The players would become rockstars. They would get to eat for free for the rest of their lives in the city. Everywhere they go they would be remembered as the team that ended the drought. The team that ended the curse. The team to end the pain. The suffering. They would no longer be the lovable losers. They wouldn’t be losers. They would finally be winners.
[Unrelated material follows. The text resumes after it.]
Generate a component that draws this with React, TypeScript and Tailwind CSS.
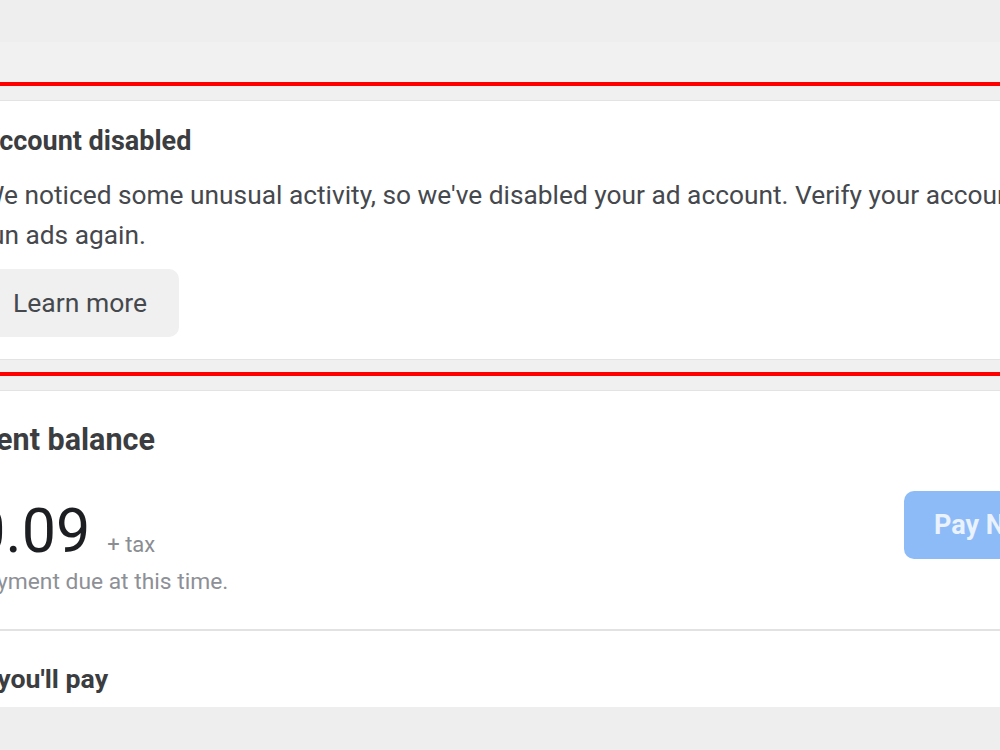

The biggest legacy that needs to be talked about is Theo Epstein’s. No person has more to benefit from the Cubs winning the World Series than Epstein. He will go down as one of baseballs greatest minds. His resume would stack up with the best of any in baseball history. He orchestrated the end of the 86 year Red Sox drought. That already is a major accomplishment. Already enough to whisper about the Hall of Fame. If he were to add the end of the Cubs drought to his resume the legacy speaks for itself. He could retire and ride off into the sunset as the greatest team builder ever.

Dynasty?

Picture the Cubs winning. They could become dominant. Would this be the start of a dynasty? It very well could be. The core of the Cubs is extremely young.  The team has an average age of 28.8 but if you take away David Ross and a few of the other older players the age drops significantly. Winning the World Series would take away all the pressure. The players wouldn’t be stuck with the drought. Taking off that much pressure could allow the players to play more freely and naturally. IF the Cubs win one, they could win multiple and a dynasty is very possible. Before they worry about the possibility of a dynasty though, they need the one to end the curse and the drought.

As a Cubs fan since birth there is nothing more I want from sports than to see the Cubs win the World Series. It is a big IF, but IF they do win the World Series, Chicago will show the world the biggest party of all time.